My data architect must have been ahead of his time. Having wrestled with databases all his working life, he had come to realise that the holy grail of the ‘single source of truth’ was often misinterpreted as the ‘single version of the truth’. And this goal is often unrealistic, and usually damaging to any data management endeavour. In reality, a single data point should have one source and be universally agreed upon, but the value of that data is subjective, and can be measured differently by different people.
This is best illustrated by a simple example. A popular science book sells for £12.99 on Amazon. So there’s your single truth - the Amazon price of £12.99. But the value of that same popular science book is more subjective. What if you never liked science when you were at school? Or the opposite - you’re a senior physics lecturer and popular science books don’t tell you anything new? On the other hand, let’s say it’s written by Brian Cox and you happen to enjoy his television programmes. Or you’re aware of being a bit ignorant about science and want to find out more? All of these scenarios will affect your perception of the single truth - the £12.99 price tag.
So two groups can view the same ‘facts’ and arrive at different conclusions. Two groups may even give the same name to values that are derived from different inputs or different formulas. So my friend was always at pains to point out that our systems and designs must leave room for the possibility of many names for the same truth.
Big Data in the Big Wide World
This is a reality we should all accept, because data needs to reflect the real world. We can't shape the world to fit into a tidy dataset.
So where does all this leave us? Well, I'm happy to accept that technically it might be ‘all about the data’, but from the perspective of just about everyone else, it’s actually about achieving meaningful outcomes.
To put it another way - how is that vast flow of morphing data being used to help our users and customers? After all, most consumers aren't in the business of sifting through and interpreting datasets - they’re trying to answer a specific question.
How Hullabalook harnesses data to meet consumer needs
The best way I can get my point across is by referencing an ingenious little tool from Hullabalook. It looks at data from the perspective of a consumer trying to solve a specific problem.
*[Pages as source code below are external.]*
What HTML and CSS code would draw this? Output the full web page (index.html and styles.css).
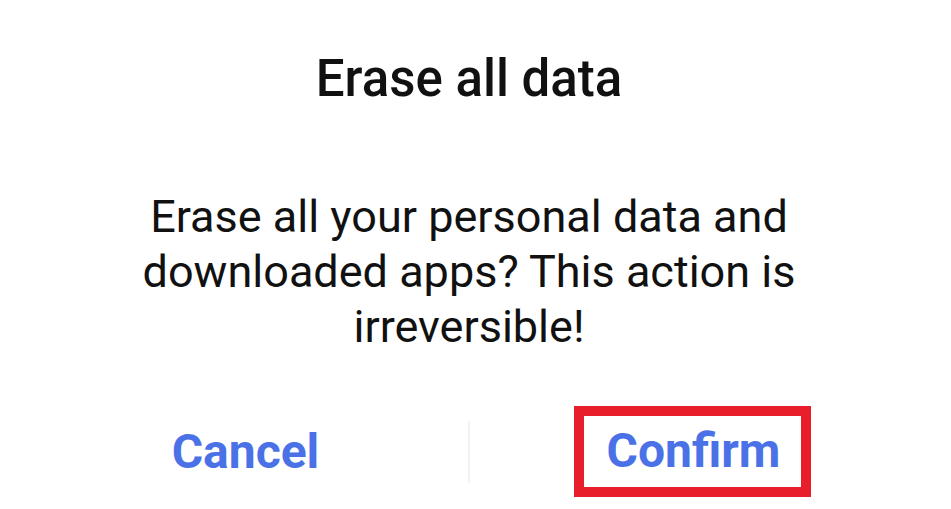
FILE: index.html
```html
<!DOCTYPE html>
<html lang="en">
<head>
    <meta charset="UTF-8">
    <title>Erase all data</title>
    <link rel="stylesheet" href="styles.css">
</head>
<body>
    <div class="dialog">
        <h1 class="dialog-title">Erase all data</h1>
        <p class="dialog-message">Erase all your personal data and downloaded apps? This action is irreversible!</p>
        <div class="dialog-actions">
            <button class="action">Cancel</button>
            <span class="divider"></span>
            <button class="action action-confirm">Confirm</button>
        </div>
    </div>
</body>
</html>
```

FILE: styles.css
```css
/* Dialog de confirmacion */
body {
    margin: 0;
    background-color: #fff;
    font-family: Roboto, "Noto Sans", sans-serif;
    color: #111;
}
.dialog {
    width: 892px;
    height: 509px;
    margin-left: 23px;
    display: flex;
    flex-direction: column;
    align-items: center;
}
.dialog-title {
    margin: 49px 0 0;
    font-size: 51px;
    font-weight: 500;
    line-height: 60px;
}
.dialog-message {
    margin: 80px 0 0;
    width: 700px;
    text-align: center;
    font-size: 45px;
    line-height: 55px;
}
.dialog-actions {
    margin-top: 52px;
    width: 100%;
    display: grid;
    grid-template-columns: 1fr 2px 1fr;
    align-items: center;
}
.action {
    background: none;
    border: none;
    font-family: Roboto, sans-serif;
    font-size: 48px;
    font-weight: 700;
    line-height: 56px;
    color: #4a72e6;
    padding: 0;
    justify-self: center;
}
.action-confirm {
    border: 10px solid #e81e2a;
    padding: 7px 21px 8px 23px;
}
.divider {
    height: 62px;
    background-color: #f2f2f2;
}
```
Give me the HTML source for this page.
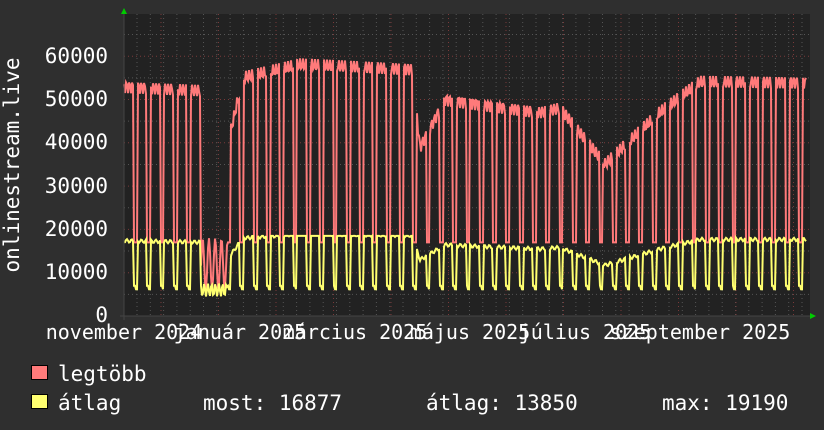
<!DOCTYPE html>
<html><head><meta charset="utf-8"><style>
html,body{margin:0;padding:0;background:#2f2f2f;width:824px;height:430px;overflow:hidden}
svg text{font-family:"DejaVu Sans Mono","Liberation Mono",monospace;fill:#fff}
</style></head><body>
<svg id="s" width="824" height="430" xmlns="http://www.w3.org/2000/svg">
<rect x="0" y="0" width="824" height="430" fill="#2f2f2f"/>
<rect x="124" y="14" width="686" height="302" fill="#222"/>
<g id="grid"></g>
<polyline id="mx" fill="none" stroke="#ff7a7a" stroke-width="2" points=""/>
<polyline id="av" fill="none" stroke="#ffff70" stroke-width="2" points=""/>
<line x1="124" y1="14" x2="124" y2="320" stroke="#444"/>
<line x1="120" y1="316" x2="812" y2="316" stroke="#444"/>
<polygon points="121,14 127,14 124,8" fill="#0c0"/>
<polygon points="810,313 810,319 816,316" fill="#0c0"/>
<g font-size="21" text-anchor="end">
<text x="108" y="63">60000</text><text x="108" y="106">50000</text>
<text x="108" y="149">40000</text><text x="108" y="193">30000</text>
<text x="108" y="236">20000</text><text x="108" y="279">10000</text>
<text x="108" y="322">0</text>
</g>
<text font-size="21" text-anchor="middle" transform="translate(19,165) rotate(-90)">onlinestream.live</text>
<g font-size="20" text-anchor="middle">
<text x="124" y="339">november 2024</text><text x="240" y="339">január 2025</text>
<text x="355" y="339">március 2025</text><text x="470" y="339">május 2025</text>
<text x="585" y="339">július 2025</text><text x="700" y="339">szeptember 2025</text>
</g>
<rect x="31.5" y="365.5" width="16" height="14" fill="#ff7a7a" stroke="#000"/>
<rect x="31.5" y="394.5" width="16" height="14" fill="#ffff70" stroke="#000"/>
<g font-size="21">
<text x="58" y="381">legtöbb</text>
<text x="58" y="410">átlag</text>
<text x="203" y="410">most: 16877</text>
<text x="426" y="410">átlag: 13850</text>
<text x="662" y="410">max: 19190</text>
</g>
</svg>
<script>
var g=document.getElementById('grid'),h='';
for(var v=5000;v<=65000;v+=5000){var y=316-v*0.00433;h+='<line x1="124" x2="810" y1="'+y+'" y2="'+y+'" stroke="'+(v%10000?'#555':'#7a3a3a')+'" stroke-dasharray="1,3"/>';}
for(var x=137;x<810;x+=13.3){h+='<line y1="14" y2="316" x1="'+x+'" x2="'+x+'" stroke="#555" stroke-dasharray="1,3"/>';}
for(var x=161;x<810;x+=57.5){h+='<line y1="14" y2="316" x1="'+x+'" x2="'+x+'" stroke="#7a3a3a" stroke-dasharray="1,3"/>';}
g.innerHTML=h;
function lvl(x){var t=[[124,53],[200,52],[205,18],[228,40],[243,55],[300,58],[412,57],[420,39],[445,50],[540,47],[560,48],[605,35],[660,47],[700,54],[810,54]];
for(var i=1;i<t.length;i++)if(x<=t[i][0]){var a=t[i-1],b=t[i];return a[1]+(b[1]-a[1])*(x-a[0])/(b[0]-a[0]);}return 54;}
var m=[],a=[],P=13.3;
for(var x=124;x<=806;x+=1){var ph=((x-124)%P)/P;var L=lvl(x)*1000;var hol=(x>200&&x<228);
var mv,av;
if(hol){mv=12000+6000*Math.sin(x);av=6000+1500*Math.sin(x*1.7);}
else if(ph<0.72){mv=L+1500*Math.sin(x*2.1);av=L/3.2+800+400*Math.sin(x*1.3);}
else if(ph<0.86){mv=17000;av=7000;}
else{mv=17000;av=6200;}
if(av>18500)av=18500;
m.push(x+','+(316-mv*0.00433).toFixed(1));a.push(x+','+(316-av*0.00433).toFixed(1));}
document.getElementById('mx').setAttribute('points',m.join(' '));
document.getElementById('av').setAttribute('points',a.join(' '));
</script>
</body></html>
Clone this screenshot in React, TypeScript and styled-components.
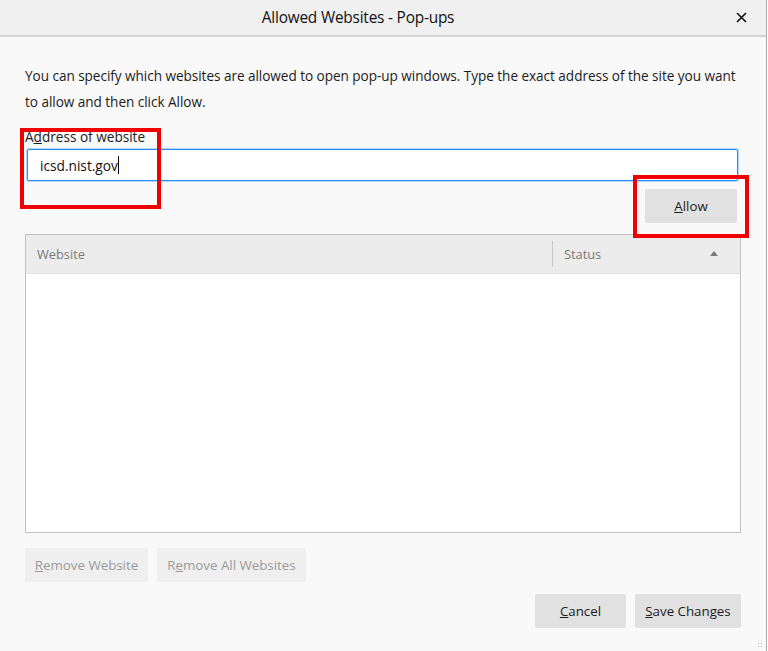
import React from "react";
import styled, { createGlobalStyle } from "styled-components";

const Global = createGlobalStyle`
  html, body { margin: 0; padding: 0; background: #ffffff; }
  body { font-family: "Open Sans", "Noto Sans", sans-serif; }
  * { box-sizing: border-box; }
`;

const Window = styled.div`
  position: relative;
  width: 767px;
  height: 651px;
  display: flex;
  flex-direction: column;
  background: #f9f9f9;
  border-right: 1px solid #a9a9a9;
  overflow: hidden;
`;

const TitleBar = styled.div`
  height: 37px;
  flex: none;
  display: flex;
  align-items: center;
  justify-content: center;
  position: relative;
  background: #f0f0f0;
  border-bottom: 2px solid #d3d3d3;
  padding-bottom: 1px;
`;

const Title = styled.div`
  font-size: 15.4px;
  color: #111;
  letter-spacing: -0.2px;
  margin-left: -50px;
`;

const CloseButton = styled.div`
  position: absolute;
  right: 18px;
  top: 10px;
  width: 14px;
  height: 14px;
  display: flex;
  align-items: center;
  justify-content: center;
`;

const Body = styled.div`
  flex: 1;
  display: flex;
  flex-direction: column;
  padding: 26px 25px 0 25px;
`;

const Description = styled.p`
  margin: 0;
  font-size: 13.6px;
  line-height: 26px;
  color: #1c1c1c;
  letter-spacing: -0.05px;
`;

const Label = styled.div`
  margin-top: 13px;
  font-size: 13.6px;
  line-height: 17px;
  color: #1c1c1c;
`;

const Input = styled.div`
  margin: 4px 3px 0 2px;
  height: 32px;
  background: #ffffff;
  border: 1px solid #2a8cf5;
  box-shadow: 0 0 0 1px rgba(10, 132, 255, 0.3);
  border-radius: 2px;
  display: flex;
  align-items: center;
  padding-left: 12px;
  font-size: 13.7px;
  color: #111;
`;

const Caret = styled.span`
  display: inline-block;
  width: 1px;
  height: 18px;
  background: #000;
`;

const AllowRow = styled.div`
  display: flex;
  justify-content: flex-end;
  margin-top: 8px;
  padding-right: 4px;
`;

const Button = styled.div<{ $w: number; $disabled?: boolean }>`
  width: ${(p) => p.$w}px;
  height: 34px;
  display: flex;
  align-items: center;
  justify-content: center;
  border-radius: 2px;
  font-size: 13.3px;
  background: ${(p) => (p.$disabled ? "#efefef" : "#e1e1e1")};
  color: ${(p) => (p.$disabled ? "#9a9a9a" : "#1c1c1c")};
`;

const Table = styled.div`
  margin-top: 11px;
  height: 299px;
  display: flex;
  flex-direction: column;
  background: #ffffff;
  border: 1px solid #c0c0c0;
`;

const Header = styled.div`
  height: 39px;
  flex: none;
  display: grid;
  grid-template-columns: 526px 1fr;
  background: #ececec;
  border-bottom: 1px solid #e0e0e0;
`;

const HeaderCell = styled.div<{ $sep?: boolean }>`
  display: flex;
  align-items: center;
  justify-content: space-between;
  padding: 0 22px 0 11px;
  font-size: 12.8px;
  color: #7a7a7a;
  margin: 6px 0;
  border-left: ${(p) => (p.$sep ? "1px solid #c8c8c8" : "none")};
`;

const SortArrow = styled.span`
  width: 0;
  height: 0;
  border-left: 4px solid transparent;
  border-right: 4px solid transparent;
  border-bottom: 5px solid #7a7a7a;
  margin-top: -1px;
`;

const RemoveRow = styled.div`
  display: flex;
  gap: 9px;
  margin-top: 15px;
`;

const FooterRow = styled.div`
  display: flex;
  justify-content: flex-end;
  gap: 9px;
  margin-top: 12px;
`;

const Annotation = styled.div<{ $l: number; $t: number; $w: number; $h: number }>`
  position: absolute;
  left: ${(p) => p.$l}px;
  top: ${(p) => p.$t}px;
  width: ${(p) => p.$w}px;
  height: ${(p) => p.$h}px;
  border: 4px solid #f00000;
  pointer-events: none;
`;

const Grip = styled.div`
  position: absolute;
  right: 3px;
  bottom: 3px;
  width: 6px;
  height: 6px;
  background-image: radial-gradient(circle, #b0b0b0 0.8px, transparent 1px);
  background-size: 3px 3px;
`;

export default function App() {
  return (
    <>
      <Global />
      <Window>
        <TitleBar>
          <Title>Allowed Websites - Pop-ups</Title>
          <CloseButton>
            <svg width="11" height="11" viewBox="0 0 11 11">
              <path d="M1 1 L10 10 M10 1 L1 10" stroke="#111" strokeWidth="1.6" />
            </svg>
          </CloseButton>
        </TitleBar>
        <Body>
          <Description>
            You can specify which websites are allowed to open pop-up windows. Type the exact address of the site you want
            to allow and then click Allow.
          </Description>
          <Label>
            A<u>d</u>dress of website
          </Label>
          <Input>
            icsd.nist.gov
            <Caret />
          </Input>
          <AllowRow>
            <Button $w={92}>
              <span>
                <u>A</u>llow
              </span>
            </Button>
          </AllowRow>
          <Table>
            <Header>
              <HeaderCell>Website</HeaderCell>
              <HeaderCell $sep>
                Status
                <SortArrow />
              </HeaderCell>
            </Header>
          </Table>
          <RemoveRow>
            <Button $w={123} $disabled>
              <span>
                <u>R</u>emove Website
              </span>
            </Button>
            <Button $w={149} $disabled>
              <span>
                R<u>e</u>move All Websites
              </span>
            </Button>
          </RemoveRow>
          <FooterRow>
            <Button $w={91}>
              <span>
                <u>C</u>ancel
              </span>
            </Button>
            <Button $w={106}>
              <span>
                <u>S</u>ave Changes
              </span>
            </Button>
          </FooterRow>
        </Body>
        <Annotation $l={20} $t={128} $w={141} $h={81} />
        <Annotation $l={633} $t={175} $w={116} $h={63} />
        <Grip />
      </Window>
    </>
  );
}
The example I have in mind is its sofa-sizer tool, and here’s the story. The consumer needs a sofa. The consumer needs to position it within a specific space. Sofa-sizer organises the data around this problem, presenting the consumer with sofas that fit their space.
Of course, the tool is just a fancy way of filtering data. But the consumer isn't aware of that, being entirely immersed in the process of choosing a sofa. And Sofa-sizer helps them solve a problem as effortlessly as possible.
Isn’t that what we all want?
So is it really all about the data?
To return to the V’s of big data and ‘Value’, I know that people like me in the technical community can get lost in a continual cycle of analysis and categorisation. It’s so easy to forget why anyone else would actually care. That’s why I like the Amazon principle - ‘customer-obsessed’, and it’s also why I was always uncomfortable about my work being ‘all about the data’.. Perhaps we should all take a leaf out of their book and keep the customer's intentions front of mind when handling business data, making sure that our work is serving their goals and giving them the best possible experience.
There isn’t a single source of truth; there are multiple versions of the truth.
We can only release the full value of business data by focusing on outcomes.
Amazon’s overarching goal is to be ‘customer-obsessed’ and we should all emulate that.